De fait, ces chiffres nous disent deux choses :

  • D’abord, l’inflation structurelle, en gros celle qui est liée aux salaires internes, est en décélération, en liaison avec la récession de la zone euro ;
  • Ensuite, la partie importée de l’inflation est toujours forte, avec la hausse du prix du pétrole brut (pour des raisons géopolitiques) et la baisse de l’euro par rapport au dollar. Ainsi, la progression du sous-indice logement, électricité, gaz est à près de 5%, et celle des transports dépasse encore 4%, alors que la nourriture décélère à 3%. Mais l’inflation pétrolière n’atteint pas les salaires : c’est là l’essentiel.

Dans un tel contexte, comme la BCE dit toujours considérer l’inflation dans son ensemble, elle peut toujours maintenir ses taux d’intérêt, en attendant des signes plus tangibles de désinflation. Elle peut alors attendre quelque temps, notamment pour bien vérifier que des effets de second tour n’ont pas lieu, et plus précisément que les salaires n’augmentent pas en liaison avec le prix du logement et de l’énergie. Mais elle prend ainsi le risque d’aggraver la situation.

Ou bien elle peut se dire – et dire - que la tendance à moyen terme est bel et bien désinflationniste, avec la récession en cours, et laisser entendre qu’il lui faut accompagner le mouvement de réduction des déséquilibres publics par des baisses de taux, et non pas le durcir encore. Ce faisant, elle continuera à amortir l’ajustement de l’économie avec des taux réels négatifs, une économie qui en a bien besoin. Elle pourra ainsi poursuivre, en même temps, sa politique indirecte de soutien aux banques et au secteur public.

Ceci permettrait donc de compenser sa différence d’approche avec les États-Unis et l’Angleterre, pays qui achètent massivement leur dette publique et tiennent ainsi leurs taux longs très bas, au-dessous de 2 %.

Mais compenser, pas plus. Car les taux longs actuels de l’Italie et de l’Espagne empêchent en réalité un retour à un sentier viable. Ils exigent donc d’aller plus loin en soutien de la part de la BCE. Plus loin, mais plus tard. Il faudra donc attendre ce qui se dit avec la Grèce, ce qui se fait en France, et ce qui se prépare partout en matière de consolidation budgétaire et de dialogue social. Et ce n’est pas le moment pour revoir les mandats de la BCE et ses rôles, elle joue au maximum avec ce qui est sa feuille de route.
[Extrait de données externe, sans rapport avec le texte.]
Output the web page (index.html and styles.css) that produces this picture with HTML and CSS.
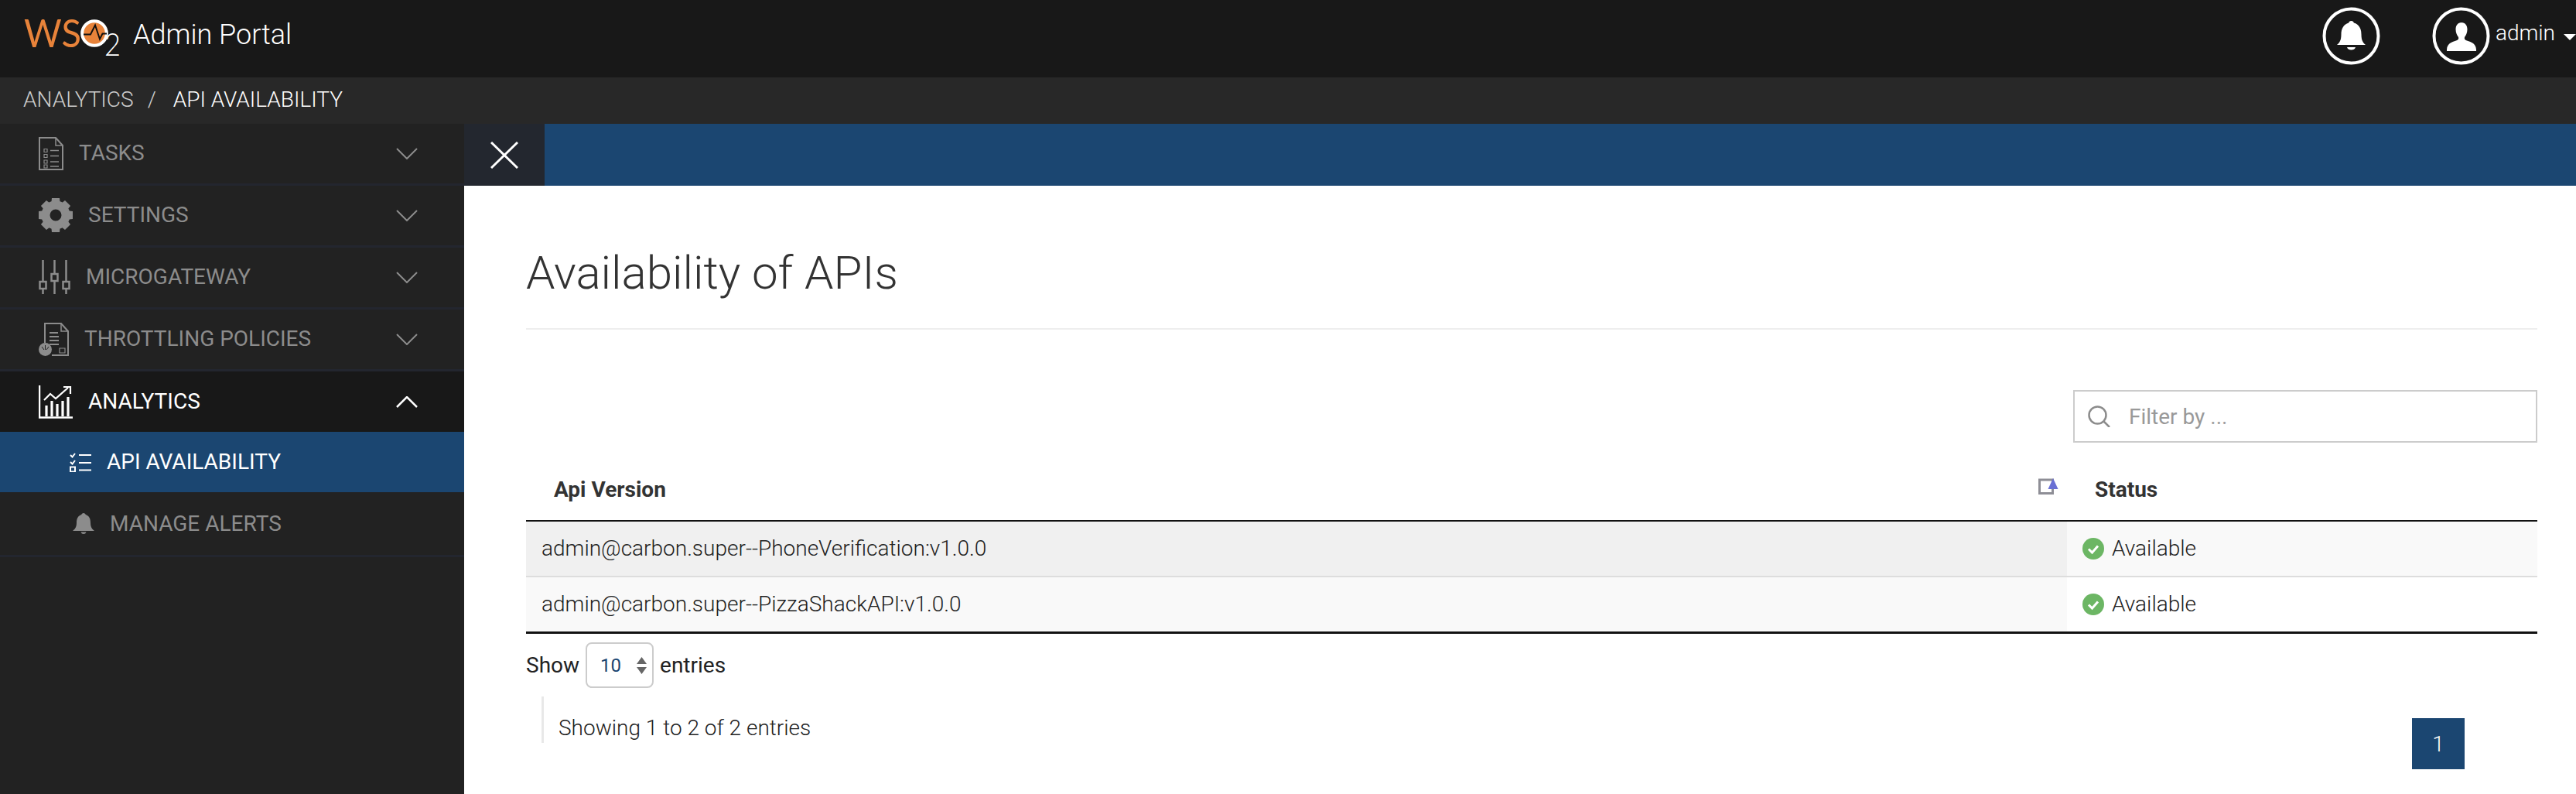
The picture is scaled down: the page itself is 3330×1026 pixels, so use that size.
FILE: index.html
```html
<!DOCTYPE html>
<html lang="en">
<head>
<meta charset="utf-8">
<title>Admin Portal</title>
<link rel="stylesheet" href="styles.css">
</head>
<body>
<header class="topbar">
  <div class="brand">
    <svg class="logo" width="125" height="48" viewBox="0 0 125 48">
      <text class="logo-ws" x="0" y="37" textLength="74" lengthAdjust="spacingAndGlyphs">WS</text>
      <circle cx="91" cy="19" r="15.8" fill="#e8833a" stroke="#fff" stroke-width="4"/>
      <path d="M77 20.500h9l6-12 6 18 3.500-7h5.500" fill="none" stroke="#111" stroke-width="2"/>
      <text class="logo-two" x="104" y="48" textLength="21" lengthAdjust="spacingAndGlyphs">2</text>
    </svg>
    <span class="brand-name">Admin Portal</span>
  </div>
  <div class="top-actions">
    <svg class="top-icon" width="75" height="75" viewBox="0 0 75 75">
      <circle cx="37.500" cy="37.500" r="35" fill="none" stroke="#fff" stroke-width="4"/>
      <path d="M37.500 18c2 0 3 1 3.300 2.500 7 2 9.700 8 9.700 15 0 8 2.500 11 5.500 13.500h-37c3-2.500 5.500-5.500 5.500-13.500 0-7 2.700-13 9.700-15 .3-1.500 1.300-2.500 3.300-2.500zM32 52h11c-.8 2.600-3 3.500-5.500 3.500s-4.700-.9-5.500-3.500z" fill="#fff"/>
    </svg>
    <svg class="top-icon user-icon" width="75" height="75" viewBox="0 0 75 75">
      <circle cx="37.500" cy="37.500" r="35" fill="none" stroke="#fff" stroke-width="4"/>
      <path d="M37.500 20c5.500 0 8 4 8 9 0 4.500-2 8-3.500 10-.6 2 .2 3.500 3 4.500 6 2.200 11.500 3.500 12 11.500v2h-38v-2c.5-8 6-9.300 12-11.500 2.800-1 3.600-2.500 3-4.500-1.500-2-3.500-5.500-3.500-10 0-5 2.500-9 8-9z" fill="#fff"/>
    </svg>
    <span class="user-name">admin</span>
    <span class="caret"></span>
  </div>
</header>
<nav class="crumbs">
  <span class="crumb-parent">ANALYTICS</span>
  <span class="crumb-sep">/</span>
  <span class="crumb-current">API AVAILABILITY</span>
</nav>
<div class="shell">
  <aside class="sidebar">
    <div class="nav-row">
      <svg width="32" height="43" viewBox="0 0 32 43" fill="none" stroke="#8c8c8c">
        <path d="M1 1h21l9 10v31H1z" stroke-width="2"/>
        <path d="M22 1v10h9" stroke-width="1.500"/>
        <path d="M7 15.500h4v4H7zM7 22.500h4v4H7zM7 30h4v4H7zM7 36h4v4H7z" stroke-width="1.200"/>
        <path d="M15 17.500h11M15 24.500h11M15 32h11M15 38h11" stroke-width="1.500"/>
      </svg>
      <span class="nav-label">TASKS</span>
      <svg class="chev" width="28" height="15" viewBox="0 0 28 15"><path d="M1 1l13 13L27 1" fill="none" stroke="#8c8c8c" stroke-width="2"/></svg>
    </div>
    <div class="nav-row">
      <svg width="44" height="44" viewBox="0 0 44 44">
        <circle cx="22" cy="22" r="13" fill="none" stroke="#8c8c8c" stroke-width="11"/>
        <g fill="#8c8c8c">
          <path d="M17 0h10l1 9H16z"/>
          <path d="M17 0h10l1 9H16z" transform="rotate(45 22 22)"/>
          <path d="M17 0h10l1 9H16z" transform="rotate(90 22 22)"/>
          <path d="M17 0h10l1 9H16z" transform="rotate(135 22 22)"/>
          <path d="M17 0h10l1 9H16z" transform="rotate(180 22 22)"/>
          <path d="M17 0h10l1 9H16z" transform="rotate(225 22 22)"/>
          <path d="M17 0h10l1 9H16z" transform="rotate(270 22 22)"/>
          <path d="M17 0h10l1 9H16z" transform="rotate(315 22 22)"/>
        </g>
      </svg>
      <span class="nav-label">SETTINGS</span>
      <svg class="chev" width="28" height="15" viewBox="0 0 28 15"><path d="M1 1l13 13L27 1" fill="none" stroke="#8c8c8c" stroke-width="2"/></svg>
    </div>
    <div class="nav-row">
      <svg width="41" height="44" viewBox="0 0 41 44" fill="none" stroke="#8c8c8c" stroke-width="2.500">
        <path d="M5.500 0v28M5.500 37v7M20.500 0v18M20.500 27v17M35.500 0v28M35.500 37v7"/>
        <path d="M1.500 28h8v9h-8zM16.500 18h8v9h-8zM31.500 28h8v9h-8z"/>
      </svg>
      <span class="nav-label">MICROGATEWAY</span>
      <svg class="chev" width="28" height="15" viewBox="0 0 28 15"><path d="M1 1l13 13L27 1" fill="none" stroke="#8c8c8c" stroke-width="2"/></svg>
    </div>
    <div class="nav-row">
      <svg width="39" height="43" viewBox="0 0 39 43" fill="none" stroke="#8c8c8c">
        <path d="M8 26V1h21l9 10v31H17" stroke-width="2"/>
        <path d="M29 1v10h9" stroke-width="1.500"/>
        <path d="M14 13h11M14 18h12M14 23h12M14 28h12" stroke-width="2"/>
        <path d="M27 33h7v6h-7z" stroke-width="1.200"/>
        <circle cx="8.500" cy="34.500" r="8.500" fill="#8c8c8c" stroke="none"/>
        <path d="M8.500 29v6M4 31l3 4M13 31l-3 4" stroke="#222" stroke-width="1"/>
      </svg>
      <span class="nav-label">THROTTLING POLICIES</span>
      <svg class="chev" width="28" height="15" viewBox="0 0 28 15"><path d="M1 1l13 13L27 1" fill="none" stroke="#8c8c8c" stroke-width="2"/></svg>
    </div>
    <div class="nav-row nav-open">
      <svg width="44" height="43" viewBox="0 0 44 43" fill="none" stroke="#fff">
        <path d="M1 0v41.500h43" stroke-width="2.500"/>
        <path d="M7 19l8-8 7 6 16-14" stroke-width="2.200"/>
        <path d="M32 2h9v9" stroke-width="2.200"/>
        <path d="M10 26v14M17 20v20M24 24v16M31 20v20M38 15v25" stroke-width="3.200"/>
      </svg>
      <span class="nav-label">ANALYTICS</span>
      <svg class="chev" width="28" height="15" viewBox="0 0 28 15"><path d="M1 14L14 1l13 13" fill="none" stroke="#fff" stroke-width="2.500"/></svg>
    </div>
    <div class="nav-sub nav-active">
      <svg width="28" height="25" viewBox="0 0 28 25" fill="none" stroke="#fff" stroke-width="2">
        <path d="M1 3l2.500 2.500L7 1M1 12l2.500 2.500L7 10"/>
        <path d="M1 18.500h6v6H1z"/>
        <path d="M12 3h16M12 13h16M12 22.500h16"/>
      </svg>
      <span class="nav-label">API AVAILABILITY</span>
    </div>
    <div class="nav-sub nav-last">
      <svg width="32" height="27" viewBox="1 0 32 27">
        <path d="M19 0c1.500 0 2.500 1 2.700 2 5 1.500 6.300 6 6.300 10.500 0 6 2.500 8.500 5 10.500H5c2.500-2 5-4.500 5-10.500C10 8 11.300 3.500 16.300 2 16.500 1 17.500 0 19 0zM15.500 24.500h7c-.5 1.700-2 2.500-3.500 2.500s-3-.8-3.500-2.500z" fill="#8c8c8c"/>
      </svg>
      <span class="nav-label">MANAGE ALERTS</span>
    </div>
  </aside>
  <main class="main">
    <div class="toolbar">
      <div class="close-btn">
        <svg width="36" height="35" viewBox="0 0 36 35"><path d="M1 1l34 33M35 1L1 34" fill="none" stroke="#fff" stroke-width="3"/></svg>
      </div>
    </div>
    <section class="content">
      <h1 class="page-title">Availability of APIs</h1>
      <div class="filter-row">
        <label class="filter">
          <svg width="29" height="28" viewBox="0 0 29 28" fill="none" stroke="#8c8c8c" stroke-width="2.500"><circle cx="12.500" cy="12.500" r="11"/><path d="M20 20l8 8"/></svg>
          <input class="filter-input" type="text" placeholder="Filter by ...">
        </label>
      </div>
      <table class="grid">
        <thead>
          <tr>
            <th class="col-api">Api Version
              <svg class="sort-icon" width="26" height="21" viewBox="0 0 26 21"><path d="M1.500 2h17v17.500h-17z" fill="none" stroke="#8e8e96" stroke-width="3"/><path d="M19 0l6.500 14h-13z" fill="#6a70d4"/></svg>
            </th>
            <th class="col-status">Status</th>
          </tr>
        </thead>
        <tbody>
          <tr class="row-odd">
            <td class="cell-sorted">admin@carbon.super--PhoneVerification:v1.0.0</td>
            <td class="cell-status"><span class="status"><svg width="28" height="28" viewBox="0 0 28 28"><circle cx="14" cy="14" r="14" fill="#6cb664"/><path d="M8 14.500l4.500 4.500L20 10.500" fill="none" stroke="#fff" stroke-width="3"/></svg>Available</span></td>
          </tr>
          <tr class="row-even">
            <td class="cell-sorted">admin@carbon.super--PizzaShackAPI:v1.0.0</td>
            <td class="cell-status"><span class="status"><svg width="28" height="28" viewBox="0 0 28 28"><circle cx="14" cy="14" r="14" fill="#6cb664"/><path d="M8 14.500l4.500 4.500L20 10.500" fill="none" stroke="#fff" stroke-width="3"/></svg>Available</span></td>
          </tr>
        </tbody>
      </table>
      <div class="length-row">
        <span>Show</span>
        <div class="length-select">
          <span class="length-value">10</span>
          <svg width="13" height="22" viewBox="0 0 13 22"><path d="M6.500 0L13 9H0zM6.500 22L0 13h13z" fill="#666"/></svg>
        </div>
        <span>entries</span>
      </div>
      <div class="footer-row">
        <div class="info">Showing 1 to 2 of 2 entries</div>
        <div class="page-btn">1</div>
      </div>
    </section>
  </main>
</div>
</body>
</html>
```
FILE: styles.css
```css
* { box-sizing: border-box; }
html, body { margin: 0; height: 100%; }
body {
  height: 1026px;
  overflow: hidden;
  display: flex;
  flex-direction: column;
  font-family: Roboto, "Liberation Sans", sans-serif;
  font-size: 28px;
  font-weight: 300;
  color: #222;
  background: #fff;
}
svg { display: block; flex: none; }

.topbar {
  height: 100px;
  flex: none;
  display: flex;
  justify-content: space-between;
  align-items: center;
  padding-left: 31px;
  background: #181818;
  color: #fff;
}
.brand { display: flex; align-items: flex-start; gap: 16px; height: 48px; margin-bottom: 4px; }
.logo { overflow: visible; }
.logo-ws { font-family: Lato, sans-serif; font-weight: 400; font-size: 51px; fill: #e8833a; }
.logo-two { font-family: Lato, sans-serif; font-weight: 300; font-size: 42px; fill: #fff; }
.brand-name { font-size: 36px; line-height: 42px; font-weight: 300; }
.top-actions { display: flex; align-items: center; margin-bottom: 8px; }
.user-icon { margin-left: 67px; }
.user-name { margin: 0 0 6px 7px; line-height: 40px; }
.caret {
  margin: 4px 0 0 11px;
  width: 0;
  height: 0;
  border-left: 8px solid transparent;
  border-right: 8px solid transparent;
  border-top: 8px solid #fff;
}

.crumbs {
  height: 60px;
  flex: none;
  display: flex;
  align-items: center;
  padding: 0 0 4px 30px;
  background: #282828;
  color: #fff;
}
.crumb-parent { color: #ccc; }
.crumb-sep { color: #ccc; margin: 0 22px 0 18px; }

.shell { flex: 1; min-height: 0; display: flex; }
.sidebar { width: 600px; flex: none; background: #222; }
.nav-row {
  height: 80px;
  display: flex;
  align-items: center;
  gap: 20px;
  padding: 0 60px 1px 50px;
  border-bottom: 3px solid #23262f;
  color: #8c8c8c;
}
.nav-label { line-height: 34px; font-weight: 400; }
.chev { margin-left: auto; }
.nav-open { height: 78px; background: #181818; color: #fff; border-bottom: 0; padding-bottom: 0; }
.nav-sub {
  height: 78px;
  display: flex;
  align-items: center;
  gap: 20px;
  padding-left: 90px;
  color: #8c8c8c;
}
.nav-active { background: #1b4671; color: #fff; }
.nav-last { height: 84px; border-bottom: 3px solid #23262f; }

.main { flex: 1; min-width: 0; display: flex; flex-direction: column; }
.toolbar { height: 80px; flex: none; background: #1b4671; }
.close-btn {
  width: 104px;
  height: 80px;
  display: flex;
  align-items: center;
  justify-content: center;
  background: #23272f;
}
.content { flex: 1; padding: 0 50px 0 80px; }
.page-title {
  margin: 0;
  padding: 80px 0 18px;
  height: 186px;
  border-bottom: 2px solid #eee;
  font-size: 60px;
  line-height: 66px;
  font-weight: 300;
  color: #333;
}
.filter-row { display: flex; justify-content: flex-end; margin-top: 78px; }
.filter {
  width: 600px;
  height: 68px;
  display: flex;
  align-items: center;
  gap: 24px;
  padding-left: 17px;
  border: 2px solid #ccc;
}
.filter-input {
  flex: 1;
  min-width: 0;
  border: 0;
  outline: 0;
  padding: 0;
  background: transparent;
  font: inherit;
  color: #333;
}
.filter-input::placeholder { color: #999; opacity: 1; font-weight: 400; }

.grid { width: 2600px; table-layout: fixed; border-collapse: separate; border-spacing: 0; }
.grid th {
  position: relative;
  height: 102px;
  padding: 0 0 22px 36px;
  vertical-align: bottom;
  text-align: left;
  font-weight: 700;
  line-height: 34px;
  color: #333;
  border-bottom: 2px solid #111;
}
.col-api { width: 1992px; }
.sort-icon { position: absolute; right: 11px; top: 46px; }
.grid td {
  height: 72px;
  padding: 0 0 0 20px;
  line-height: 34px;
  border-bottom: 2px solid #ddd;
}
.row-even td { border-bottom: 3px solid #111; height: 73px; }
.row-odd .cell-sorted { background: #f0f0f0; }
.row-odd .cell-status { background: #f9f9f9; }
.row-even .cell-sorted { background: #f9f9f9; }
.status { display: flex; align-items: center; gap: 10px; }

.length-row { display: flex; align-items: center; gap: 8px; margin-top: 11px; font-weight: 400; }
.length-select {
  width: 88px;
  height: 59px;
  display: flex;
  align-items: center;
  justify-content: space-between;
  padding: 0 7px 0 17px;
  border: 2px solid #ccc;
  border-radius: 8px;
}
.length-value { font-size: 24px; font-weight: 400; color: #1b4671; }

.footer-row { display: flex; justify-content: space-between; align-items: flex-start; margin-top: 11px; }
.info {
  margin-left: 20px;
  height: 60px;
  padding: 24px 0 0 19px;
  border-left: 3px solid #e8e8e8;
  line-height: 34px;
}
.page-btn {
  width: 68px;
  height: 66px;
  margin: 28px 94px 0 0;
  display: flex;
  align-items: center;
  justify-content: center;
  background: #1b4671;
  color: #fff;
}
```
La BCE va donc à la fois baisser ses taux et proposer des mécanismes de soutien à des États et des banques, en accroissant les sommes en jeu. Elle va ainsi se mettre ainsi en risque, qu’elle le veuille ou non, et peut-être plus que les États-Unis et le Royaume-Uni. Mais elle n’a pas d’autre choix. Elle ouvre ainsi la voie à des ajustements plus profonds, à des solutions plus imaginatives de soutien à la croissance, mais elle ne peut faire autant de travail que la Fed (réserve fédérale américaine) et compenser par son action actuelle les limites qui lui ont été données à sa naissance.

Elle fait le maximum, simplement, mais un maximum… qui augmente.